* begin *
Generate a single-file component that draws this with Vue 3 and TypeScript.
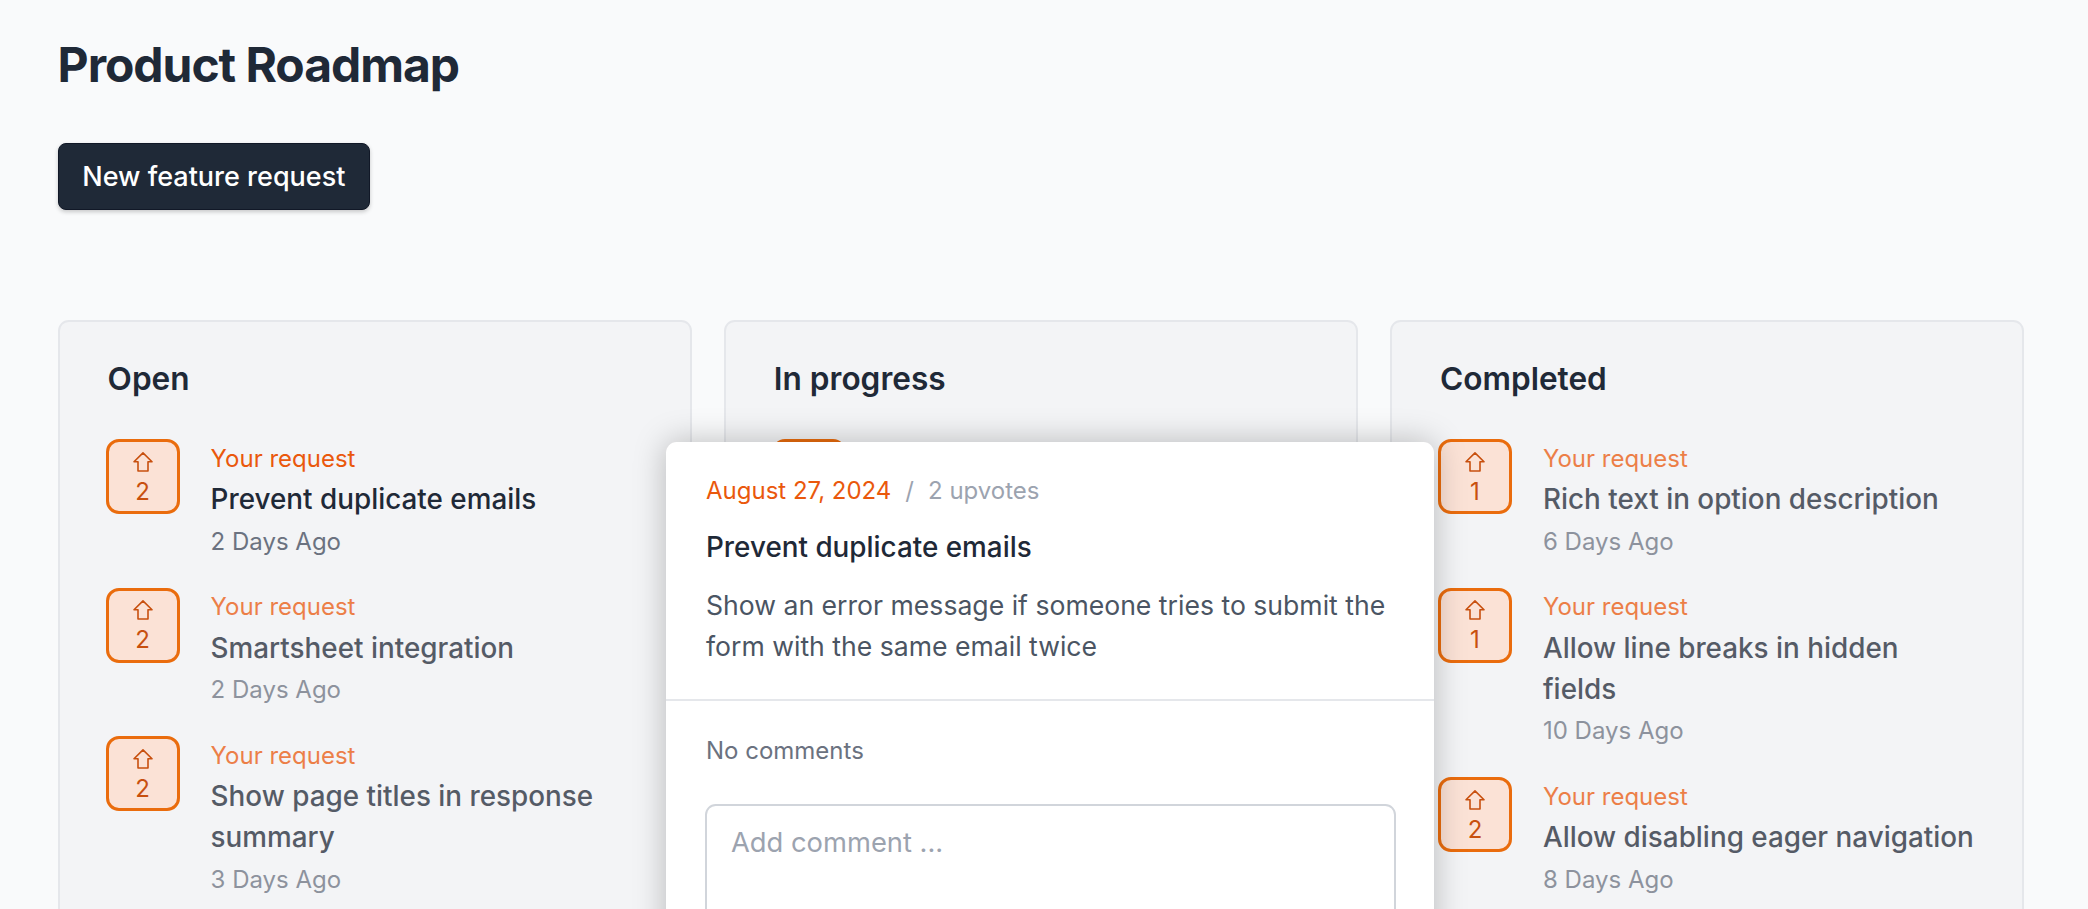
<script setup lang="ts">
interface Item {
  votes: number
  title: string
  age: string
  active?: boolean
}
interface Column {
  name: string
  items: Item[]
}
const columns: Column[] = [
  {
    name: 'Open',
    items: [
      { votes: 2, title: 'Prevent duplicate emails', age: '2 Days Ago', active: true },
      { votes: 2, title: 'Smartsheet integration', age: '2 Days Ago' },
      { votes: 2, title: 'Show page titles in response summary', age: '3 Days Ago' }
    ]
  },
  {
    name: 'In progress',
    items: [{ votes: 2, title: '', age: '' }]
  },
  {
    name: 'Completed',
    items: [
      { votes: 1, title: 'Rich text in option description', age: '6 Days Ago' },
      { votes: 1, title: 'Allow line breaks in hidden fields', age: '10 Days Ago' },
      { votes: 2, title: 'Allow disabling eager navigation', age: '8 Days Ago' }
    ]
  }
]
</script>

<template>
  <div class="page">
    <h1 class="title">Product Roadmap</h1>
    <button class="new-btn" type="button">New feature request</button>
    <div class="board">
      <section v-for="col in columns" :key="col.name" class="column">
        <h2 class="col-title">{{ col.name }}</h2>
        <ul class="items">
          <li v-for="(item, i) in col.items" :key="i" class="item" :class="{ active: item.active }">
            <div class="vote">
              <template v-if="item.title">
                <svg class="arrow" viewBox="0 0 20 20" width="20" height="20" fill="none">
                  <path d="M10 .9 19 9.8H15V19H5V9.8H1Z" stroke="#c8500f" stroke-width="1.6" stroke-linejoin="round" />
                </svg>
                <span class="count">{{ item.votes }}</span>
              </template>
            </div>
            <div v-if="item.title" class="body">
              <div class="tag">Your request</div>
              <div class="name">{{ item.title }}</div>
              <div class="age">{{ item.age }}</div>
            </div>
          </li>
        </ul>
      </section>
    </div>
    <aside class="modal">
      <div class="modal-head">
        <div class="meta">
          <span class="date">August 27, 2024</span>
          <span class="sep">/</span>
          <span class="upvotes">2 upvotes</span>
        </div>
        <h3 class="modal-title">Prevent duplicate emails</h3>
        <p class="desc">Show an error message if someone tries to submit the form with the same email twice</p>
      </div>
      <div class="modal-foot">
        <div class="no-comments">No comments</div>
        <textarea class="comment" placeholder="Add comment ..."></textarea>
      </div>
    </aside>
  </div>
</template>

<style>
html,
body {
  margin: 0;
  background: #f9fafb;
}
</style>

<style scoped>
* {
  box-sizing: border-box;
}
.page {
  position: relative;
  height: 909px;
  overflow: hidden;
  padding: 36px 65px 0 57.6px;
  background: #f9fafb;
  font-family: Inter, "Noto Sans", sans-serif;
  color: #1f2937;
}
.title {
  margin: 0;
  font-size: 48px;
  line-height: 58px;
  font-weight: 700;
  letter-spacing: -1.05px;
  color: #1f2937;
}
.new-btn {
  display: block;
  margin-top: 49px;
  width: 312.5px;
  height: 67px;
  padding: 0;
  border: 1.33px solid #111827;
  border-radius: 8px;
  background: #1f2937;
  color: #fff;
  font: 500 27px Inter, sans-serif;
  box-shadow: 0 2px 4px rgba(0, 0, 0, 0.2);
}
.board {
  display: grid;
  grid-template-columns: repeat(3, 634px);
  column-gap: 32.2px;
  margin-top: 110px;
}
.column {
  height: 700px;
  padding: 30px 47px 0 48px;
  border: 2px solid #e5e7eb;
  border-radius: 10.67px;
  background: #f3f4f6;
}
.col-title {
  margin: 0;
  font-size: 31.6px;
  line-height: 54px;
  font-weight: 600;
  color: #1f2937;
}
.items {
  margin: 33px 0 0;
  padding: 0;
  list-style: none;
}
.item {
  display: flex;
  gap: 31px;
  margin-left: -2px;
  margin-bottom: 30px;
}
.vote {
  flex: none;
  display: flex;
  flex-direction: column;
  align-items: center;
  width: 74px;
  height: 75px;
  padding-top: 9.5px;
  border: 3px solid #ea6c0d;
  border-radius: 13px;
  background: #fbe2d6;
}
.arrow {
  display: block;
}
.count {
  margin-top: 6px;
  font-size: 24px;
  line-height: 28px;
  color: #c8500f;
}
.body {
  flex: 1;
  min-width: 0;
  padding-top: 4.5px;
  opacity: 0.75;
}
.item.active .body {
  opacity: 1;
}
.tag {
  font-size: 24px;
  line-height: 30px;
  color: #ea580c;
}
.name {
  margin-top: 5.5px;
  font-size: 27.85px;
  line-height: 41px;
  font-weight: 500;
  color: #1f2937;
}
.age {
  margin-top: 5.5px;
  font-size: 24px;
  line-height: 32px;
  color: #6b7280;
}
.modal {
  position: absolute;
  left: 666px;
  top: 442px;
  width: 768px;
  height: 600px;
  border-radius: 10.67px;
  background: #fff;
  box-shadow: 0 0 32px rgba(0, 0, 0, 0.25);
}
.modal-head {
  height: 259px;
  padding: 31px 40px 0;
  border-bottom: 2px solid #e5e7eb;
}
.meta {
  display: flex;
  align-items: center;
  gap: 14px;
  font-size: 24px;
  line-height: 36px;
}
.date {
  color: #ea580c;
}
.sep,
.upvotes {
  color: #9ca3af;
}
.modal-title {
  margin: 19px 0 0;
  font-size: 27.85px;
  line-height: 38px;
  font-weight: 500;
  color: #1f2937;
}
.desc {
  margin: 19px 0 0;
  font-size: 26.6px;
  line-height: 41px;
  color: #4b5563;
}
.modal-foot {
  padding: 34px 40px 0;
}
.no-comments {
  font-size: 24px;
  line-height: 32px;
  color: #6b7280;
}
.comment {
  display: block;
  width: 691px;
  height: 160px;
  margin: 37px 0 0 -1px;
  padding: 17px 24px;
  border: 2.67px solid #d1d5db;
  border-radius: 10.67px;
  font: 400 27.33px/1.5 Inter, sans-serif;
  resize: none;
  outline: none;
}
.comment::placeholder {
  color: #9ca3af;
}
</style>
* end *
Short problem
Without the pictures, retype the whole of the material above exactly.

Task output
Generate a single-file component that draws this with Vue 3 and TypeScript.
<script setup lang="ts">
interface Item {
  votes: number
  title: string
  age: string
  active?: boolean
}
interface Column {
  name: string
  items: Item[]
}
const columns: Column[] = [
  {
    name: 'Open',
    items: [
      { votes: 2, title: 'Prevent duplicate emails', age: '2 Days Ago', active: true },
      { votes: 2, title: 'Smartsheet integration', age: '2 Days Ago' },
      { votes: 2, title: 'Show page titles in response summary', age: '3 Days Ago' }
    ]
  },
  {
    name: 'In progress',
    items: [{ votes: 2, title: '', age: '' }]
  },
  {
    name: 'Completed',
    items: [
      { votes: 1, title: 'Rich text in option description', age: '6 Days Ago' },
      { votes: 1, title: 'Allow line breaks in hidden fields', age: '10 Days Ago' },
      { votes: 2, title: 'Allow disabling eager navigation', age: '8 Days Ago' }
    ]
  }
]
</script>

<template>
  <div class="page">
    <h1 class="title">Product Roadmap</h1>
    <button class="new-btn" type="button">New feature request</button>
    <div class="board">
      <section v-for="col in columns" :key="col.name" class="column">
        <h2 class="col-title">{{ col.name }}</h2>
        <ul class="items">
          <li v-for="(item, i) in col.items" :key="i" class="item" :class="{ active: item.active }">
            <div class="vote">
              <template v-if="item.title">
                <svg class="arrow" viewBox="0 0 20 20" width="20" height="20" fill="none">
                  <path d="M10 .9 19 9.8H15V19H5V9.8H1Z" stroke="#c8500f" stroke-width="1.6" stroke-linejoin="round" />
                </svg>
                <span class="count">{{ item.votes }}</span>
              </template>
            </div>
            <div v-if="item.title" class="body">
              <div class="tag">Your request</div>
              <div class="name">{{ item.title }}</div>
              <div class="age">{{ item.age }}</div>
            </div>
          </li>
        </ul>
      </section>
    </div>
    <aside class="modal">
      <div class="modal-head">
        <div class="meta">
          <span class="date">August 27, 2024</span>
          <span class="sep">/</span>
          <span class="upvotes">2 upvotes</span>
        </div>
        <h3 class="modal-title">Prevent duplicate emails</h3>
        <p class="desc">Show an error message if someone tries to submit the form with the same email twice</p>
      </div>
      <div class="modal-foot">
        <div class="no-comments">No comments</div>
        <textarea class="comment" placeholder="Add comment ..."></textarea>
      </div>
    </aside>
  </div>
</template>

<style>
html,
body {
  margin: 0;
  background: #f9fafb;
}
</style>

<style scoped>
* {
  box-sizing: border-box;
}
.page {
  position: relative;
  height: 909px;
  overflow: hidden;
  padding: 36px 65px 0 57.6px;
  background: #f9fafb;
  font-family: Inter, "Noto Sans", sans-serif;
  color: #1f2937;
}
.title {
  margin: 0;
  font-size: 48px;
  line-height: 58px;
  font-weight: 700;
  letter-spacing: -1.05px;
  color: #1f2937;
}
.new-btn {
  display: block;
  margin-top: 49px;
  width: 312.5px;
  height: 67px;
  padding: 0;
  border: 1.33px solid #111827;
  border-radius: 8px;
  background: #1f2937;
  color: #fff;
  font: 500 27px Inter, sans-serif;
  box-shadow: 0 2px 4px rgba(0, 0, 0, 0.2);
}
.board {
  display: grid;
  grid-template-columns: repeat(3, 634px);
  column-gap: 32.2px;
  margin-top: 110px;
}
.column {
  height: 700px;
  padding: 30px 47px 0 48px;
  border: 2px solid #e5e7eb;
  border-radius: 10.67px;
  background: #f3f4f6;
}
.col-title {
  margin: 0;
  font-size: 31.6px;
  line-height: 54px;
  font-weight: 600;
  color: #1f2937;
}
.items {
  margin: 33px 0 0;
  padding: 0;
  list-style: none;
}
.item {
  display: flex;
  gap: 31px;
  margin-left: -2px;
  margin-bottom: 30px;
}
.vote {
  flex: none;
  display: flex;
  flex-direction: column;
  align-items: center;
  width: 74px;
  height: 75px;
  padding-top: 9.5px;
  border: 3px solid #ea6c0d;
  border-radius: 13px;
  background: #fbe2d6;
}
.arrow {
  display: block;
}
.count {
  margin-top: 6px;
  font-size: 24px;
  line-height: 28px;
  color: #c8500f;
}
.body {
  flex: 1;
  min-width: 0;
  padding-top: 4.5px;
  opacity: 0.75;
}
.item.active .body {
  opacity: 1;
}
.tag {
  font-size: 24px;
  line-height: 30px;
  color: #ea580c;
}
.name {
  margin-top: 5.5px;
  font-size: 27.85px;
  line-height: 41px;
  font-weight: 500;
  color: #1f2937;
}
.age {
  margin-top: 5.5px;
  font-size: 24px;
  line-height: 32px;
  color: #6b7280;
}
.modal {
  position: absolute;
  left: 666px;
  top: 442px;
  width: 768px;
  height: 600px;
  border-radius: 10.67px;
  background: #fff;
  box-shadow: 0 0 32px rgba(0, 0, 0, 0.25);
}
.modal-head {
  height: 259px;
  padding: 31px 40px 0;
  border-bottom: 2px solid #e5e7eb;
}
.meta {
  display: flex;
  align-items: center;
  gap: 14px;
  font-size: 24px;
  line-height: 36px;
}
.date {
  color: #ea580c;
}
.sep,
.upvotes {
  color: #9ca3af;
}
.modal-title {
  margin: 19px 0 0;
  font-size: 27.85px;
  line-height: 38px;
  font-weight: 500;
  color: #1f2937;
}
.desc {
  margin: 19px 0 0;
  font-size: 26.6px;
  line-height: 41px;
  color: #4b5563;
}
.modal-foot {
  padding: 34px 40px 0;
}
.no-comments {
  font-size: 24px;
  line-height: 32px;
  color: #6b7280;
}
.comment {
  display: block;
  width: 691px;
  height: 160px;
  margin: 37px 0 0 -1px;
  padding: 17px 24px;
  border: 2.67px solid #d1d5db;
  border-radius: 10.67px;
  font: 400 27.33px/1.5 Inter, sans-serif;
  resize: none;
  outline: none;
}
.comment::placeholder {
  color: #9ca3af;
}
</style>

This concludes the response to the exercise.